Wednesday, August 3, 2011

I want my life to be as clean as earth right after rain .

Today is a rainy day in upstate New York .Which is good because I love the rain .It reminds me of some of my favorite memories, playing in the rain in the beautiful parks in northern western Australia with my best friend Hannah ,Christmas time and  it also reminds me of my Mum .For a while we lived away from the school that my siblings and I attended and had to catch the bus which was a drag most of the time however when it would rain my brother David and myself would try and get as wet as possible because when  we got home mum would always be waiting there with hot cocoa ,towels and pjs . If it was in school holidays she would take us to the video store and let us get videos and make cookies and have our blankets in the lounge room ...which my Dad didn’t enjoy and had voice his opinions frequently on the subject lol
But there is one very rainy day that is my favourite of all and the reason I have been thinking about this particular day is because on Saturday a lady that my companion and I have been teaching is going to be baptized .If you haven’t guessed already the day that I am referring to was the day that I was baptized .It was Monday the 16th of February 1998 and as the seasons go in Australia especially where my parents lived it rained every single one of my birthdays .I had waited a very long time to be baptized after having had seen my 2 older sisters be baptized and having felt the awesome spirit and the specialness of the occasion. My mum worked really  hard to make me feel like a princess that day .I had caught the bus home and began to make a box for the memories of that day when my mum finally came home she carried all type of fun and interesting things with her but my favourite of all things was a dress that I was to wear after I was baptized it was a beautiful 90 style princess dress and my mum told me the specific reason that she had purchased this dress for me was because I was her princess and now by being baptized I was showing my heavenly father that I wanted to be his princess and that I was going to try and act the way that a princess would .so that one day I would eventually be a princess in heaven.
I was baptized by my Daddy that evening in the presence of all of my family and a large multitude of my branch and I have not felt more clean and beautiful or as close to my heavenly father until I was able to go to the temple.
I am really looking forward to helping people feel those very special feelings that are associated with taking those very important steps to returning back to our heavenly father. Because I know that through making and keeping these very special promises that we make when we are baptized that we will all be able to return to the presence of our heavenly father and be princesses and princes living in eternal happiness with our family and loved ones. I am grateful for my savoir Jesus Christ for preparing this way for me.
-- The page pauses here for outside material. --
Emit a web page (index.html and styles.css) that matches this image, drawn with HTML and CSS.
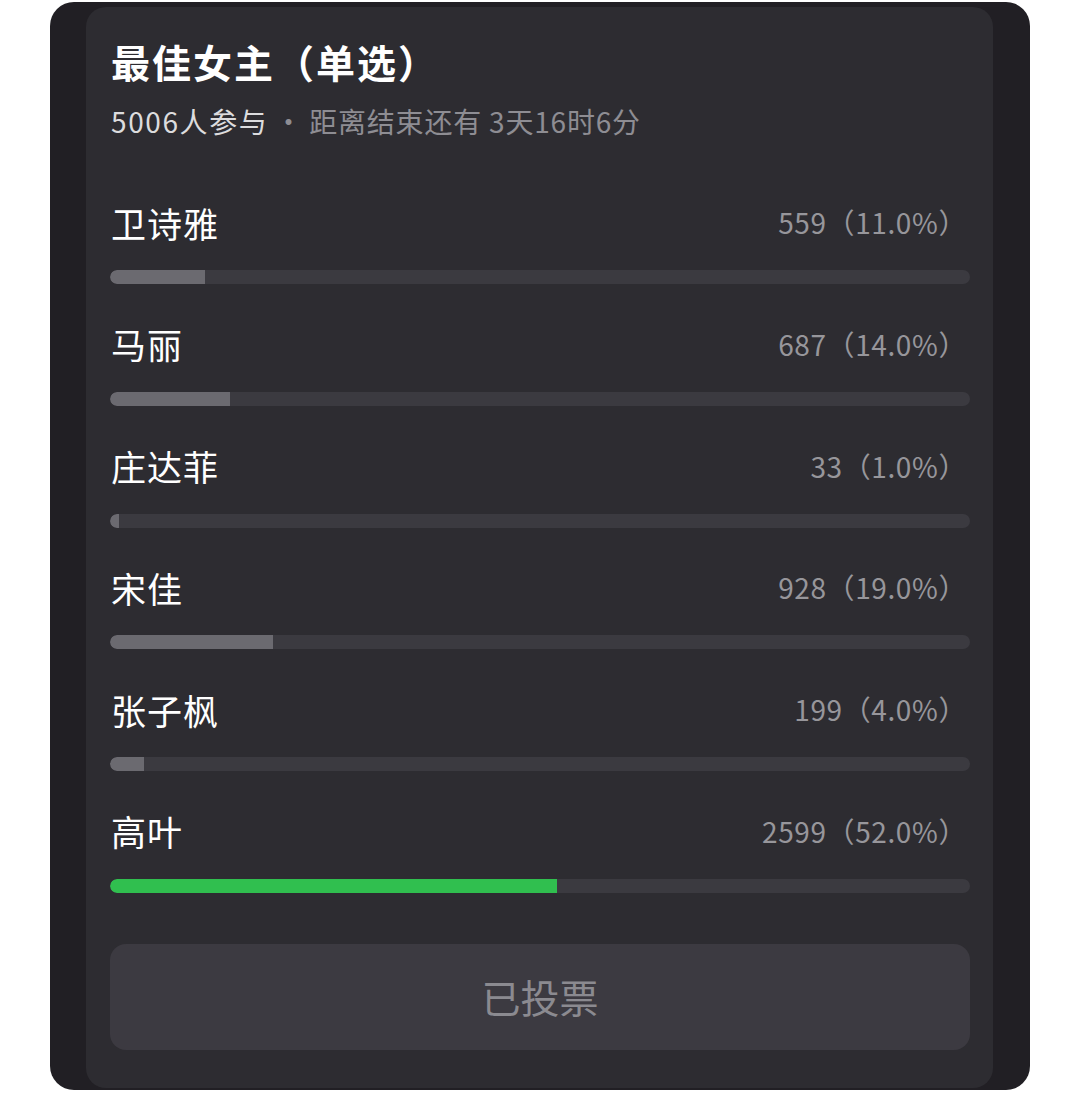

This was and is still my favourite baptism song even though it is short but hey so was I back then

 When I am baptized

1. I like to look for rainbows whenever there is rain
and ponder on the beauty of an earth made clean again.
2. I know when I am baptized my wrongs are washed away,
And I can be forgiven and improve myself each day.
Chorus
I want my life to be as clean as earth right after rain.

I want to be the best I can and live with God again.